The shot switches to a close-up of Thurman’s fingers as the camera moves left to right up her arm, while the right side of the screen shows Hannah preparing the poison that she intends to inject in that arm.
Once Hannah is dressed, she moves camera right to left (once again, as the antagonist) out of the room and down the hall toward our protagonist. Tarantino moves into an extreme close-up of Thurman to heighten the disturbing scene.
The camera stays in split screen as Hannah walks toward Thurman’s room. As soon as she arrives, Hannah’s side of the split screen looms large, pushing Thurman to the left and gone.
The sequence ends with the camera viewing Thurman over Hannah’s left shoulder.
Screen Direction Ins and Outs
Now you know the answer to “what is screen direction”. By following the 180 degree rule you establish it and orient the viewer to the spatial elements in the scene. Characters that are walking toward each other, appear that way. Characters that are having a conversation and facing each other appear that way, keeping the scene realistic to the eye.
When you cross the line, you can confuse the viewer. For example, two characters in conversation shot from opposite sides of the 180 degree line will appear to be facing the same direction and not talking to each other. Can that be an artistic choice? Can you ever cross the line? Absolutely. If your intention is to disorientate the viewer or create chaos, it could work in your favor.
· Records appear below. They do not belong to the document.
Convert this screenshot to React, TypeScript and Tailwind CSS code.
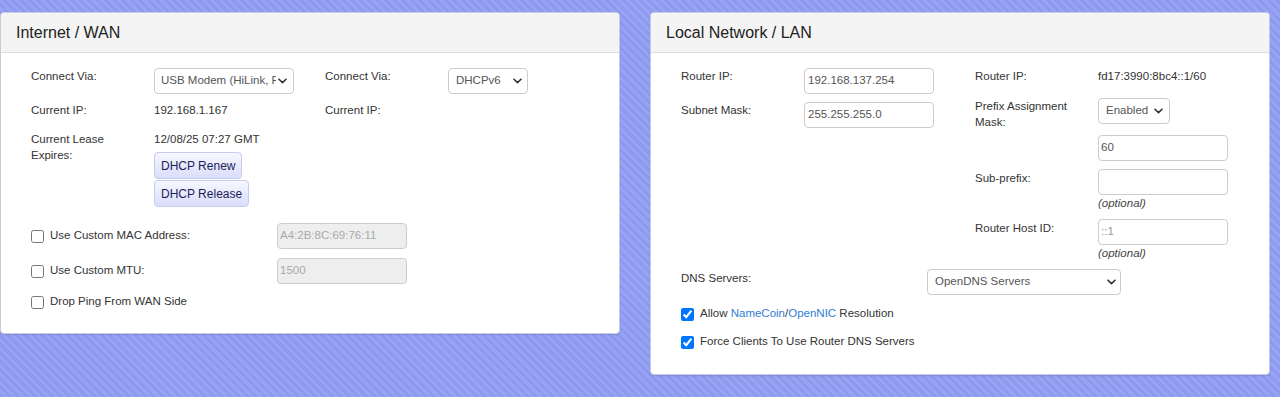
import React from 'react'

const font = "font-['Liberation_Sans',Arial,sans-serif]"

const Chevron: React.FC = () => (
  <svg width="9" height="6" viewBox="0 0 9 6" className="shrink-0">
    <path d="M1 1.2 4.5 4.6 8 1.2" fill="none" stroke="#333" strokeWidth="1.6" strokeLinecap="round" strokeLinejoin="round" />
  </svg>
)

const Select: React.FC<{ value: string; className?: string }> = ({ value, className = '' }) => (
  <div
    className={`flex h-[26px] items-center gap-[2px] rounded-[4px] border border-[#ccc] bg-white pl-[6px] text-[#555] ${className}`}
  >
    <span className="flex-1 overflow-hidden whitespace-nowrap">{value}</span>
    <Chevron />
  </div>
)

const TextInput: React.FC<{ value?: string; disabled?: boolean; muted?: boolean; className?: string }> = ({
  value = '',
  disabled,
  muted,
  className = '',
}) => (
  <div
    className={`flex h-[26px] w-[130px] items-center rounded-[4px] border border-[#ccc] pl-[2px] ${
      disabled ? 'bg-[#eee] text-[#aaa]' : 'bg-white'
    } ${muted ? 'text-[#999]' : disabled ? '' : 'text-[#555]'} ${className}`}
  >
    {value}
  </div>
)

const Checkbox: React.FC<{ checked?: boolean }> = ({ checked }) => (
  <input type="checkbox" readOnly checked={!!checked} className="h-[13px] w-[13px] shrink-0" />
)

const Label: React.FC<{ children?: React.ReactNode }> = ({ children }) => (
  <div className="w-[123px] shrink-0 leading-4 text-[#333]">{children}</div>
)

const Panel: React.FC<{ title: string; children: React.ReactNode }> = ({ title, children }) => (
  <section className="w-[620px] shrink-0 rounded-[4px] border border-[#c9cbe0] bg-white shadow-[0_1px_2px_rgba(0,0,0,0.12)]">
    <h2 className="h-[40px] rounded-t-[4px] border-b border-[#ddd] bg-[#f4f4f4] px-[15px] text-[16px] leading-[39px] text-[#222]">
      {title}
    </h2>
    {children}
  </section>
)

const DhcpButton: React.FC<{ label: string }> = ({ label }) => (
  <button className="h-[27px] rounded-[4px] border border-[#c6cbef] bg-linear-to-b from-[#f6f7fe] to-[#d9defa] px-[6px] text-[12px] text-[#1b1d5a]">
    {label}
  </button>
)

const Optional: React.FC = () => <div className="leading-4 italic text-[#444]">(optional)</div>

export default function App() {
  return (
    <div
      className={`${font} min-h-screen w-full bg-[repeating-linear-gradient(45deg,#8d9af0_0px,#8d9af0_3px,#97a4f2_3px,#97a4f2_6px)] text-[11.5px]`}
    >
      <div className="flex items-start gap-[30px] pt-[12px]">
        {/* WAN */}
        <Panel title="Internet / WAN">
          <div className="px-[15px] pb-[18px] pt-[15px]">
            <div className="grid grid-cols-2">
              <div className="px-[15px]">
                <div className="flex h-[34px] items-start">
                  <Label>Connect Via:</Label>
                  <Select value="USB Modem (HiLink, RNDIS)" className="w-[140px] pr-[6px]" />
                </div>
                <div className="flex h-[29px] items-start">
                  <Label>Current IP:</Label>
                  <div className="leading-4 text-[#333]">192.168.1.167</div>
                </div>
                <div className="flex items-start">
                  <Label>
                    Current Lease
                    <br />
                    Expires:
                  </Label>
                  <div className="flex flex-col items-start">
                    <div className="leading-4 text-[#333]">12/08/25 07:27 GMT</div>
                    <div className="mt-[5px] flex flex-col items-start gap-[1px]">
                      <DhcpButton label="DHCP Renew" />
                      <DhcpButton label="DHCP Release" />
                    </div>
                  </div>
                </div>
              </div>
              <div className="px-[15px]">
                <div className="flex h-[34px] items-start">
                  <Label>Connect Via:</Label>
                  <Select value="DHCPv6" className="w-[80px] pl-[7px] pr-[5px]" />
                </div>
                <div className="flex h-[29px] items-start">
                  <Label>Current IP:</Label>
                </div>
              </div>
            </div>

            <div className="px-[15px]">
              <div className="mt-[16px] flex h-[26px] items-center">
                <label className="flex w-[246px] items-center gap-[6px] text-[#333]">
                  <Checkbox />
                  Use Custom MAC Address:
                </label>
                <TextInput value="A4:2B:8C:69:76:11" disabled />
              </div>
              <div className="mt-[9px] flex h-[26px] items-center">
                <label className="flex w-[246px] items-center gap-[6px] text-[#333]">
                  <Checkbox />
                  Use Custom MTU:
                </label>
                <TextInput value="1500" disabled />
              </div>
              <div className="mt-[5px] flex h-[26px] items-center">
                <label className="flex items-center gap-[6px] text-[#333]">
                  <Checkbox />
                  Drop Ping From WAN Side
                </label>
              </div>
            </div>
          </div>
        </Panel>

        {/* LAN */}
        <Panel title="Local Network / LAN">
          <div className="px-[15px] pb-[24px] pt-[15px]">
            <div className="grid grid-cols-2">
              <div className="px-[15px]">
                <div className="flex h-[34px] items-start">
                  <Label>Router IP:</Label>
                  <TextInput value="192.168.137.254" className="pl-[3px]" />
                </div>
                <div className="flex h-[34px] items-start">
                  <Label>Subnet Mask:</Label>
                  <TextInput value="255.255.255.0" className="pl-[3px]" />
                </div>
              </div>
              <div className="px-[15px]">
                <div className="flex h-[30px] items-start">
                  <Label>Router IP:</Label>
                  <div className="leading-4 text-[#333]">fd17:3990:8bc4::1/60</div>
                </div>
                <div className="flex h-[37px] items-start">
                  <Label>
                    Prefix Assignment
                    <br />
                    Mask:
                  </Label>
                  <Select value="Enabled" className="w-[72px] pl-[7px] pr-[6px]" />
                </div>
                <div className="flex h-[34px] items-start">
                  <Label />
                  <TextInput value="60" />
                </div>
                <div className="flex h-[50px] items-start">
                  <Label>
                    <div className="pt-[1px]">Sub-prefix:</div>
                  </Label>
                  <div>
                    <TextInput />
                    <Optional />
                  </div>
                </div>
                <div className="flex h-[50px] items-start">
                  <Label>
                    <div className="pt-[1px]">Router Host ID:</div>
                  </Label>
                  <div>
                    <TextInput value="::1" muted />
                    <Optional />
                  </div>
                </div>
              </div>
            </div>

            <div className="px-[15px]">
              <div className="flex h-[26px] items-start">
                <div className="w-[246px] pt-[1px] leading-4 text-[#333]">DNS Servers:</div>
                <Select value="OpenDNS Servers" className="w-[194px] pl-[7px] pr-[4px]" />
              </div>
              <div className="mt-[11px] flex h-[16px] items-center gap-[6px] text-[#333]">
                <Checkbox checked />
                <span>
                  Allow <a className="text-[#2f80d6]">NameCoin</a>/<a className="text-[#2f80d6]">OpenNIC</a> Resolution
                </span>
              </div>
              <div className="mt-[12px] flex h-[16px] items-center gap-[6px] text-[#333]">
                <Checkbox checked />
                <span>Force Clients To Use Router DNS Servers</span>
              </div>
            </div>
          </div>
        </Panel>
      </div>
    </div>
  )
}
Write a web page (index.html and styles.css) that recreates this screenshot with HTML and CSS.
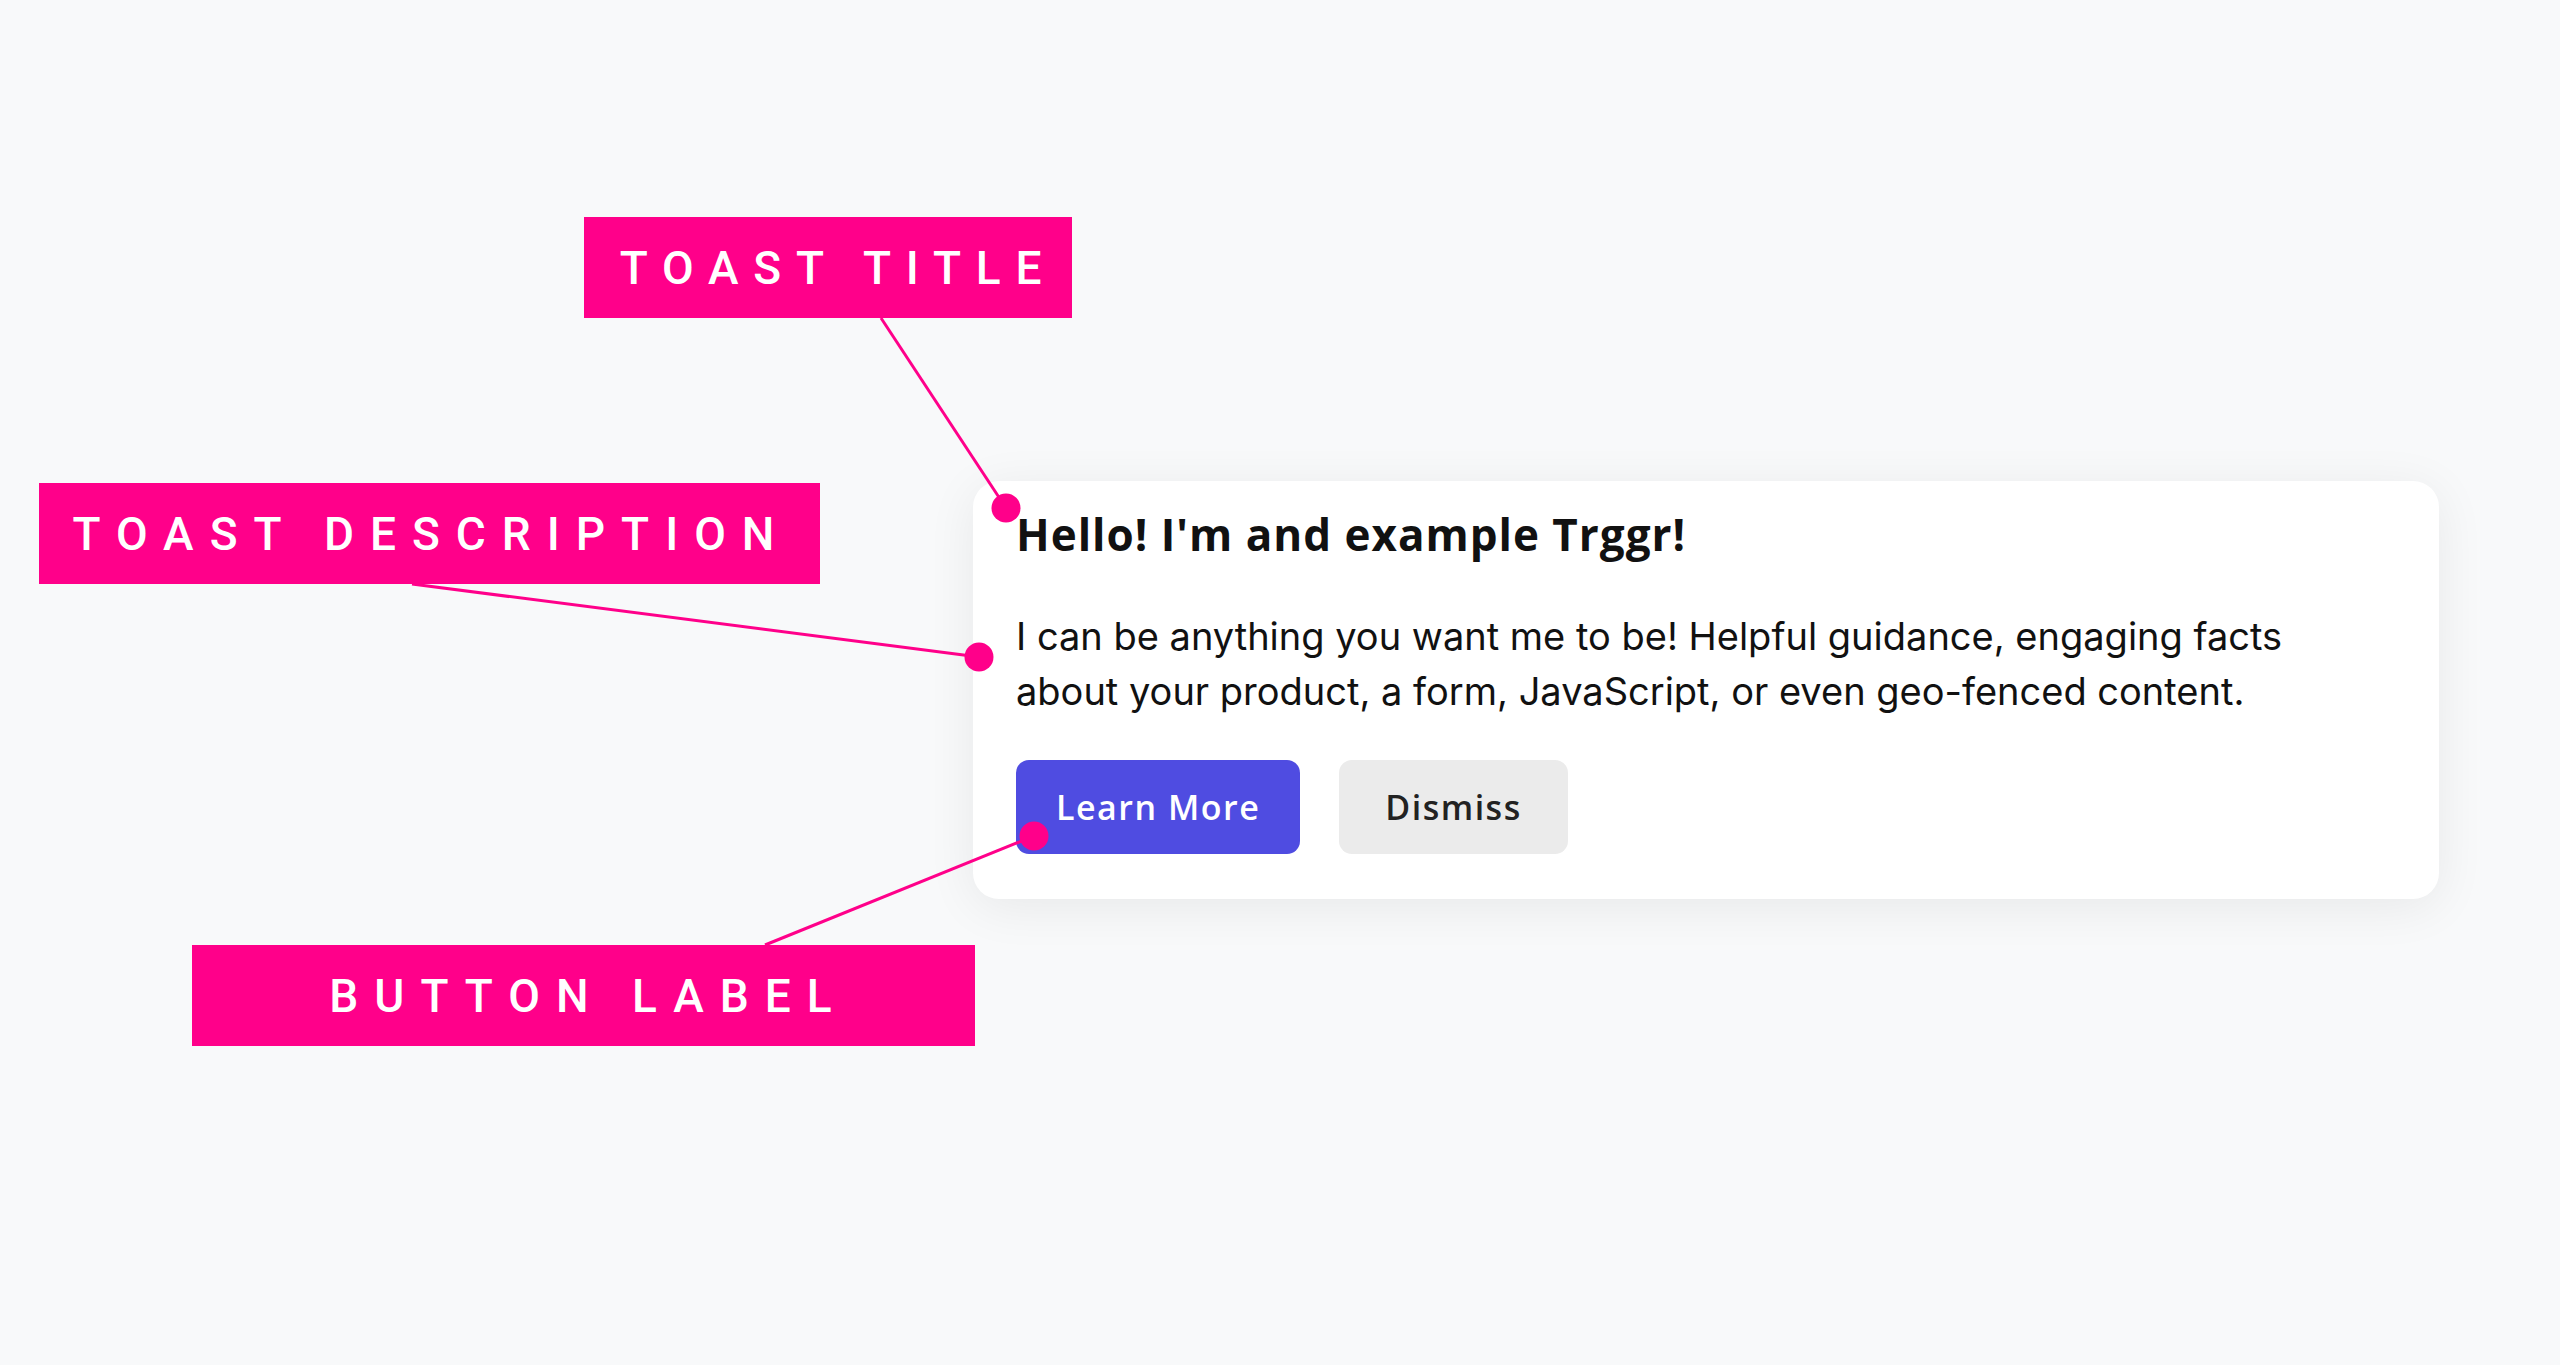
FILE: index.html
```html
<!DOCTYPE html>
<html>
<head>
<meta charset="utf-8">
<title>Toast anatomy</title>
<link rel="stylesheet" href="styles.css">
</head>
<body>
<div id="canvas">

  <div class="toast">
    <h2 class="toast-title">Hello! I'm and example Trggr!</h2>
    <p class="toast-desc">I can be anything you want me to be! Helpful guidance, engaging facts about your product, a form, JavaScript, or even geo-fenced content.</p>
    <div class="toast-actions">
      <button type="button" class="btn btn-primary">Learn More</button>
      <button type="button" class="btn btn-plain">Dismiss</button>
    </div>
  </div>

  <!-- annotations -->
  <div class="tag tag-title">TOAST TITLE</div>
  <div class="tag tag-desc">TOAST DESCRIPTION</div>
  <div class="tag tag-button">BUTTON LABEL</div>

  <svg class="leaders" width="2560" height="1365" viewBox="0 0 2560 1365">
    <g stroke="#ff008a" stroke-width="3" fill="none">
      <line x1="881" y1="318" x2="1006" y2="508"/>
      <line x1="412" y1="584" x2="979" y2="657"/>
      <line x1="765" y1="945" x2="1034" y2="836"/>
    </g>
    <g fill="#ff008a">
      <circle cx="1006" cy="508" r="14.5"/>
      <circle cx="979" cy="657" r="14.5"/>
      <circle cx="1034" cy="836" r="14.5"/>
    </g>
  </svg>

</div>
</body>
</html>
```

FILE: styles.css
```css
body {margin: 0; background: #f8f9fa; font-family: Inter, "Liberation Sans", Arial, sans-serif;}
#canvas {position: relative; width: 2560px; height: 1365px; padding-top: 481px; box-sizing: border-box; overflow: hidden;}

.toast {margin-left: 973px; width: 1466px; height: 418px; box-sizing: border-box; padding: 27px 46px 0 43px; background: #fff; border-radius: 26px; box-shadow: 0 8px 50px rgba(0, 0, 0, 0.07);}
.toast-title {margin: 0; font-family: "Open Sans", Lato, sans-serif; font-weight: 700; font-size: 44px; line-height: 1.2; letter-spacing: 1px; color: #111;}
.toast-desc {margin: 48px 0 0 0; font-size: 38px; line-height: 55px; color: #111; width: 1300px;}
.toast-actions {display: flex; gap: 39px; margin-top: 41px;}

.btn {height: 94px; padding: 0 40px; border: 0; border-radius: 13px; font-family: "Open Sans", Lato, sans-serif; font-weight: 600; font-size: 34px; letter-spacing: 1.5px; cursor: pointer;}
.btn-primary {background: #4f4ce1; color: #fff;}
.btn-plain {padding: 0 46px; background: #ebebeb; color: #222;}

.tag {position: absolute; height: 101px; display: flex; align-items: center; justify-content: center; box-sizing: border-box; padding-left: 10px; background: #ff008a; color: #fff; font-family: Roboto, "Liberation Sans", sans-serif; font-weight: 500; font-size: 46px; letter-spacing: 16px;}
.tag-title {left: 584px; top: 217px; width: 488px; padding-left: 20px; letter-spacing: 14.8px;}
.tag-desc {left: 39px; top: 483px; width: 781px; padding-left: 4px;}
.tag-button {left: 192px; top: 945px; width: 783px;}

.leaders {position: absolute; left: 0; top: 0; pointer-events: none;}
```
Another way to get around the consistency of the line is to have the editor cut away to a neutral shot therefore establishing a new line when you cut back.
Screen Direction Takeaway
The rules of screen direction help you edit a cohesive scene. When following the 180 degree rule, the camera should be kept on one side of the imaginary line so the character's eye line matches with other characters or objects in the scene. Knowing the rules of screen direction allows you the freedom to break it on occasion when making a deliberate aesthetic choice that supports the storytelling.